** JOB **
Tally the lines holding the string "table" and reply with that number alone.

** DATASET RECORDS **
--
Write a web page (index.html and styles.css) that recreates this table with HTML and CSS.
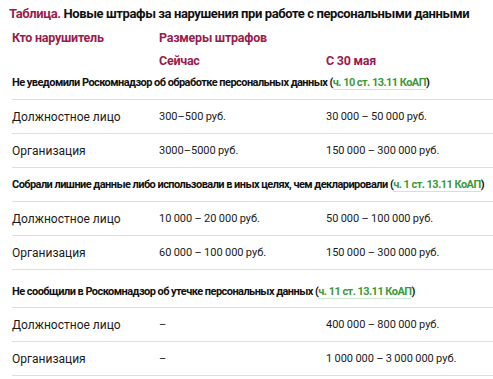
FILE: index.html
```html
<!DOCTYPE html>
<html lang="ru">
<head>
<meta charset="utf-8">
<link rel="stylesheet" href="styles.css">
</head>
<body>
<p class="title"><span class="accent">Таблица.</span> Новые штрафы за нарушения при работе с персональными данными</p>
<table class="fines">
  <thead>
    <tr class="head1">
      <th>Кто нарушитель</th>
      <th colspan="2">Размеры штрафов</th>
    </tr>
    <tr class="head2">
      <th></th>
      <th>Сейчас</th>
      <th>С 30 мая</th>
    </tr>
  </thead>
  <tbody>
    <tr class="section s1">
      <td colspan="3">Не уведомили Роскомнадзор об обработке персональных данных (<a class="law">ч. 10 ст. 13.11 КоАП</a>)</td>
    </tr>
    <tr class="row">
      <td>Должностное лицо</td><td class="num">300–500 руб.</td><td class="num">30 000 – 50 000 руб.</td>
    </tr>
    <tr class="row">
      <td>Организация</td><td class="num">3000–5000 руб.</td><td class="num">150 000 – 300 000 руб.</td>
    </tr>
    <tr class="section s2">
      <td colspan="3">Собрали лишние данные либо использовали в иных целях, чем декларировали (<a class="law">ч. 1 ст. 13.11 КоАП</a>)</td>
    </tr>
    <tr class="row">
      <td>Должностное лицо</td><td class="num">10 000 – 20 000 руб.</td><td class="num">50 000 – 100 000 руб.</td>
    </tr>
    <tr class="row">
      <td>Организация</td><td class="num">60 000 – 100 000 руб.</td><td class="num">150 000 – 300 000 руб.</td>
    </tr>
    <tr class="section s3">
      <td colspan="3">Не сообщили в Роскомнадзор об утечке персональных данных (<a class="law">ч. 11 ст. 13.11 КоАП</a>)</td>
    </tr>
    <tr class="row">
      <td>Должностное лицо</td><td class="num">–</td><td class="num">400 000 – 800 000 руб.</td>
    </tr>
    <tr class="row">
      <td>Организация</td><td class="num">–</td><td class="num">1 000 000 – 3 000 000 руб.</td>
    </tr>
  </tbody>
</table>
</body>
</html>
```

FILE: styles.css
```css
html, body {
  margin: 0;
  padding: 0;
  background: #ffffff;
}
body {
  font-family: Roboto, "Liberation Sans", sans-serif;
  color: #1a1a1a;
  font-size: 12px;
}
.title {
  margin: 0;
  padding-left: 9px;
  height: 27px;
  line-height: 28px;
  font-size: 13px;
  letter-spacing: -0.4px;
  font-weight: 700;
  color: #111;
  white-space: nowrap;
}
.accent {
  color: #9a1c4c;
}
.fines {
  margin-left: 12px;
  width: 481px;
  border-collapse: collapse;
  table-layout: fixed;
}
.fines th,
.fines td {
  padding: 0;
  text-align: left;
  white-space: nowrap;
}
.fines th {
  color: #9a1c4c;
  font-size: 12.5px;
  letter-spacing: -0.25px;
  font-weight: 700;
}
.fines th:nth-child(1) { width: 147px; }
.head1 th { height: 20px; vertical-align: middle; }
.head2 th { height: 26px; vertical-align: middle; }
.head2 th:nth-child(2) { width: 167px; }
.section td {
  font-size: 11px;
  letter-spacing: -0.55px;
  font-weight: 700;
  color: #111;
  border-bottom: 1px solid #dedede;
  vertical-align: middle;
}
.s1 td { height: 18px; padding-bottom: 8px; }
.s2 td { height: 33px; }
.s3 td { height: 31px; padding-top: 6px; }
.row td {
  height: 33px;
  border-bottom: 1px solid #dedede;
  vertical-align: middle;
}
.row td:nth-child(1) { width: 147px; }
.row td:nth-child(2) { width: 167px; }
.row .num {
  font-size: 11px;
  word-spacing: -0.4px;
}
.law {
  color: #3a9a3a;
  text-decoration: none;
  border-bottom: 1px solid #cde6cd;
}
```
--
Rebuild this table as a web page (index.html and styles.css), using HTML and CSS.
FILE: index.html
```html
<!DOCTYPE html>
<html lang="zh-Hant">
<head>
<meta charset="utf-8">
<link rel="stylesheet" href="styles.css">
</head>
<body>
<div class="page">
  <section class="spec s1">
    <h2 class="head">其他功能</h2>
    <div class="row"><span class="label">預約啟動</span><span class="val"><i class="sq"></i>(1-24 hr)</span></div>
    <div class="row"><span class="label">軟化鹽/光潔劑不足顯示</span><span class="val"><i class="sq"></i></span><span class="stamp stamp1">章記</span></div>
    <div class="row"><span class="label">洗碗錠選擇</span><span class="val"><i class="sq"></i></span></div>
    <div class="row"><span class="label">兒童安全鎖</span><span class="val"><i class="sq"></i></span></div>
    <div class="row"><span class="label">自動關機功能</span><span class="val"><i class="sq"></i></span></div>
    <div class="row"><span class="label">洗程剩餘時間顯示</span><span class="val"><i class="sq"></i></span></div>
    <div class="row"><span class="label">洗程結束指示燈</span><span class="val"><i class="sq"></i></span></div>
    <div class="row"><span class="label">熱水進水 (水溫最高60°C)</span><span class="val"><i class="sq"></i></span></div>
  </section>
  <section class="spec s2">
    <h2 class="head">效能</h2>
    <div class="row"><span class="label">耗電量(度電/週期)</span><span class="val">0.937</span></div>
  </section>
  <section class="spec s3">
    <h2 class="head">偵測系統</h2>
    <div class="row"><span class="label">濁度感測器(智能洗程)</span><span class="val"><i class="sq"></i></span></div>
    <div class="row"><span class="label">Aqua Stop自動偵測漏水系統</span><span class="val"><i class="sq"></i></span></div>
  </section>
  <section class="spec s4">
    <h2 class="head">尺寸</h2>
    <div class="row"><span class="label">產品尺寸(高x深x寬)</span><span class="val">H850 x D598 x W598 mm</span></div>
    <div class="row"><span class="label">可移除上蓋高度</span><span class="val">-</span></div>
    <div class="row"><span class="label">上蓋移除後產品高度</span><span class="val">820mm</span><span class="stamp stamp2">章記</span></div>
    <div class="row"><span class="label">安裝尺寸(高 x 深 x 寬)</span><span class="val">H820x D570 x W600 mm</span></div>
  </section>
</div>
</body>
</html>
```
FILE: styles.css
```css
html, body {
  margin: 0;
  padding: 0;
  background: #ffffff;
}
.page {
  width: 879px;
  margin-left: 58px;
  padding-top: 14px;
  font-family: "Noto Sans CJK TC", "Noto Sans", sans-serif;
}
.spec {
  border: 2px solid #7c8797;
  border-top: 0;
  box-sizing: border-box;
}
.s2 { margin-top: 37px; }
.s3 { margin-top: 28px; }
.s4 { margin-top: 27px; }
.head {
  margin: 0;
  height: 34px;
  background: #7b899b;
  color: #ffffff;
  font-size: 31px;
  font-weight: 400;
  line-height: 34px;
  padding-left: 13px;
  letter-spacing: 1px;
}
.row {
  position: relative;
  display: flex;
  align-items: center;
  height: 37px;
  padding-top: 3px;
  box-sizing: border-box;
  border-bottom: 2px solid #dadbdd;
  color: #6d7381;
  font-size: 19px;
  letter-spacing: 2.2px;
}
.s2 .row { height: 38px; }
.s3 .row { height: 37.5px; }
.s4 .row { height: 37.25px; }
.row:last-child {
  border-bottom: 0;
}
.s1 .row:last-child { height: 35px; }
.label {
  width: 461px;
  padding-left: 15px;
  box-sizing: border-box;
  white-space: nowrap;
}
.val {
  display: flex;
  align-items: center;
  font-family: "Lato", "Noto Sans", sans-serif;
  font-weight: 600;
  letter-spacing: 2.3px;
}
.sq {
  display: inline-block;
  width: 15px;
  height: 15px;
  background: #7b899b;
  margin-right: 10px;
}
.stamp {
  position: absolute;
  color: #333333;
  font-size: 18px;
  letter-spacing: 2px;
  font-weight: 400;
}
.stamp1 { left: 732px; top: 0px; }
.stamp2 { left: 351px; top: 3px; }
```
--
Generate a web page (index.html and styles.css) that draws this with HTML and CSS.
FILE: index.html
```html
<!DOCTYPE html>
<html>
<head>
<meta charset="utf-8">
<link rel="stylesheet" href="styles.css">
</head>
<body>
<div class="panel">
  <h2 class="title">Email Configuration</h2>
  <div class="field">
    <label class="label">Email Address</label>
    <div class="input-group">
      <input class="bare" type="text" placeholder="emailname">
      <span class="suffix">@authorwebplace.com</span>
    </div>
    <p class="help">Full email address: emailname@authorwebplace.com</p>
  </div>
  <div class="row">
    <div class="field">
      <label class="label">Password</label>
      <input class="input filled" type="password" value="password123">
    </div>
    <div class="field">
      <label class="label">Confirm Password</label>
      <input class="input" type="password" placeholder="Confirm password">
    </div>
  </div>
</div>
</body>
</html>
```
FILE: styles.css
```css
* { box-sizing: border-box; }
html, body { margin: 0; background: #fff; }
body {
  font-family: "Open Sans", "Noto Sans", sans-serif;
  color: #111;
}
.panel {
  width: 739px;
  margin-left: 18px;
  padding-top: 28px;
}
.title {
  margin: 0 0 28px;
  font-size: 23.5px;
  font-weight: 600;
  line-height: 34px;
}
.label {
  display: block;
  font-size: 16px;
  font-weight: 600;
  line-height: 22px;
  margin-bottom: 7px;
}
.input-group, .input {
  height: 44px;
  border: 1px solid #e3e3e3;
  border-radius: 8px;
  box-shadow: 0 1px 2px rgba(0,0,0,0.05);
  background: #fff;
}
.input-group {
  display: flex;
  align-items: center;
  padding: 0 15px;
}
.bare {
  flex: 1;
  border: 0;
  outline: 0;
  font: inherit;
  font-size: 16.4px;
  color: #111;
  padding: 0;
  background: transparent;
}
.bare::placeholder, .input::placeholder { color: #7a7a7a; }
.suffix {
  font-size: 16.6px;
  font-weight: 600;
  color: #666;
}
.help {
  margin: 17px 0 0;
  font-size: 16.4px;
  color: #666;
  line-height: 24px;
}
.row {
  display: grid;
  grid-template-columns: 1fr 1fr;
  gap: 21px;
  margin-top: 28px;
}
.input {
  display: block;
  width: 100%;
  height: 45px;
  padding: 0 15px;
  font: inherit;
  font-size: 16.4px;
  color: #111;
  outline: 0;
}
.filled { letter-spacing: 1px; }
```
--
** FULL RESPONSE **
5